Software Is Hard Enough

The domains in which our software work can be extremely complex. Engineers are asked to model legal compliance, manufacturing processes, or even land rockets off-world: this is difficult enough. We do not to compound this by being in the dark once we deploy our software. We need to admit that software engineering is an iterative design process — one in which we figure out what we want as we go, learn from our mistakes, and make revisions. This design process does not happen exclusively before code is deployed; it continues long after code is out in the world and in conversation with its users. Charity Majors says it best: we all test in production whether we like it or not. It should be expected to build buggy approximations as we navigate domain complexities. Convoluted pre-deployment verification is a barrier to meaningful change, taking up precious cycles instead of delivering value.

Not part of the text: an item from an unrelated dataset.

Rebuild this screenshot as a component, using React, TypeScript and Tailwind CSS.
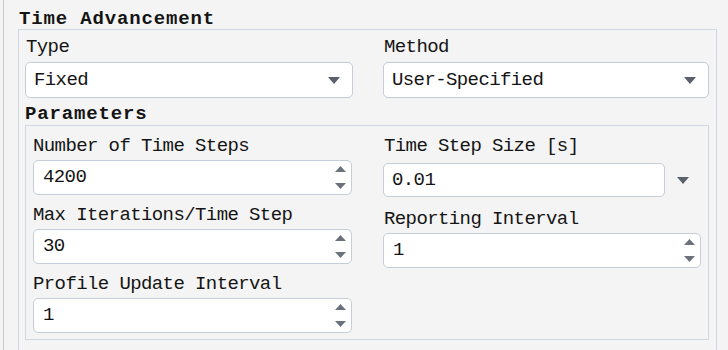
const FONT = { fontFamily: '"Liberation Mono", "DejaVu Sans Mono", monospace' };

function DropArrow() {
  return (
    <svg width="12" height="7" viewBox="0 0 12 7">
      <polygon points="0,0 12,0 6,7" fill="#58616c" />
    </svg>
  );
}

function SpinArrows() {
  return (
    <div className="flex h-full flex-col justify-between py-[5px]">
      <svg width="11" height="6" viewBox="0 0 11 6">
        <polygon points="0,6 11,6 5.5,0" fill="#6b727c" />
      </svg>
      <svg width="11" height="6" viewBox="0 0 11 6">
        <polygon points="0,0 11,0 5.5,6" fill="#6b727c" />
      </svg>
    </div>
  );
}

function Combo({ value }: { value: string }) {
  return (
    <div className="mt-[3px] flex h-[36px] items-center justify-between rounded-[5px] border border-[#c6cdd8] bg-white pl-[8px] pr-[12px]">
      <span>{value}</span>
      <DropArrow />
    </div>
  );
}

function Spin({ value }: { value: string }) {
  return (
    <div className="mt-[2px] flex h-[35px] items-center justify-between rounded-[5px] border border-[#c6cdd8] bg-white pl-[9px] pr-[5px]">
      <span>{value}</span>
      <SpinArrows />
    </div>
  );
}

function Label({ text }: { text: string }) {
  return <div className="h-[24px] leading-[25px] whitespace-nowrap">{text}</div>;
}

export default function App() {
  return (
    <div
      className="flex h-[350px] w-[728px] overflow-hidden bg-[#f4f4f4] text-[19px] tracking-[-0.6px] text-[#141414]"
      style={FONT}
    >
      <div className="ml-[3px] flex flex-1 flex-col border-l border-[#c9c9c9] pl-[14px] pt-[8px]">
        <div className="h-[21px] pl-[1px] font-bold leading-[22px] tracking-[0.85px]">
          Time Advancement
        </div>
        <div className="w-[699px] border border-[#d2d8e2] pl-[6px] pr-[7px] pt-[5px] pb-[30px]">
          <div className="flex gap-[30px]">
            <div className="w-[328px]">
              <div className="pl-[1px]">
                <Label text="Type" />
              </div>
              <Combo value="Fixed" />
            </div>
            <div className="w-[326px]">
              <div className="pl-[1px]">
                <Label text="Method" />
              </div>
              <Combo value="User-Specified" />
            </div>
          </div>

          <div className="mt-[5px] h-[22px] font-bold leading-[23px] tracking-[0.85px]">
            Parameters
          </div>
          <div className="flex gap-[31px] border border-[#d2d8e2] pl-[7px] pr-[6px] pt-[8px] pb-[6px]">
            <div className="w-[319px]">
              <Label text="Number of Time Steps" />
              <Spin value="4200" />
              <div className="mt-[8px]">
                <Label text="Max Iterations/Time Step" />
              </div>
              <Spin value="30" />
              <div className="mt-[8px]">
                <Label text="Profile Update Interval" />
              </div>
              <Spin value="1" />
            </div>
            <div className="w-[318px]">
              <div className="pl-[1px]">
                <Label text="Time Step Size [s]" />
              </div>
              <div className="mt-[5px] flex items-center">
                <div className="flex h-[34px] flex-1 items-center rounded-[5px] border border-[#c6cdd8] bg-white pl-[8px]">
                  0.01
                </div>
                <div className="flex w-[36px] justify-center">
                  <DropArrow />
                </div>
              </div>
              <div className="mt-[10px] pl-[1px]">
                <Label text="Reporting Interval" />
              </div>
              <Spin value="1" />
            </div>
          </div>
        </div>
      </div>
    </div>
  );
}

I think we should reconsider our ideas about how the act of writing code happens, the shape of our artifacts, and especially the environments in which our programs run. We should value debuggability, introspection, and runtime understanding more than pre-release “correctness by construction.” Previously, I questioned the conventional understanding of productivity in our programming languages, and now I question conventional thinking about how we derive software quality. If we want programs that work — programs that are capable of handling the complexity of real users, time, and many, many state changes — we need programs to have observable lives beyond the compilers that produced them.